Over the years I've heard stories of shooters buying a single little black powder gun, just out of curiosity. Within a year they are thinking about selling all their modern guns so they can get more black powder guns.
All religions united with government are more or less inimical to liberty. All, separated from government, are compatible with liberty.-Henry Clay
Both oligarch and tyrant mistrust the people, and therefore deprive them of their arms.—Aristotle

Re: Help make Flintlock decision.

21
When you get the rifle and are ready to shoot it you will need powder ball and patching. I have found 3FG to be my favorite. I use it in both my 50 cal cap lock and my 58 cal flinter both for main charge and for priming. Pillow ticking works great for patching and buying the proper thickness to match the ball is very important. As for lube do not buy any with a petroleum base, lubes made from a mixture of rendered animal fats and bees wax are the only way to go. remember the major component in black powder is sulpher, when sulpher and petroleum are mixed together and heated to 550 deg it turns into asphalt. TOW in Elk River Mn sells a very good lube made from mink oil. They also sell very good English flints knapped and sized for the lock.

Re: Help make Flintlock decision.

22
All good advice. Thanks. TOW is on my list first, after I actually get the rifle, and put the calipers to it. Pictures and facts from the owner aren't great. Not dishonest, I just think he's kinda oblivious to facts.

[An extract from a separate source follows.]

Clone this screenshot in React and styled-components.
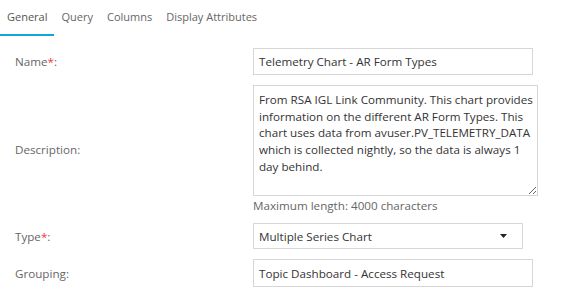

eelj wrote: Thu Apr 11, 2019 11:01 am When you get the rifle and are ready to shoot it you will need powder ball and patching. I have found 3FG to be my favorite. I use it in both my 50 cal cap lock and my 58 cal flinter both for main charge and for priming. Pillow ticking works great for patching and buying the proper thickness to match the ball is very important. As for lube do not buy any with a petroleum base, lubes made from a mixture of rendered animal fats and bees wax are the only way to go. remember the major component in black powder is sulpher, when sulpher and petroleum are mixed together and heated to 550 deg it turns into asphalt. TOW in Elk River Mn sells a very good lube made from mink oil. They also sell very good English flints knapped and sized for the lock.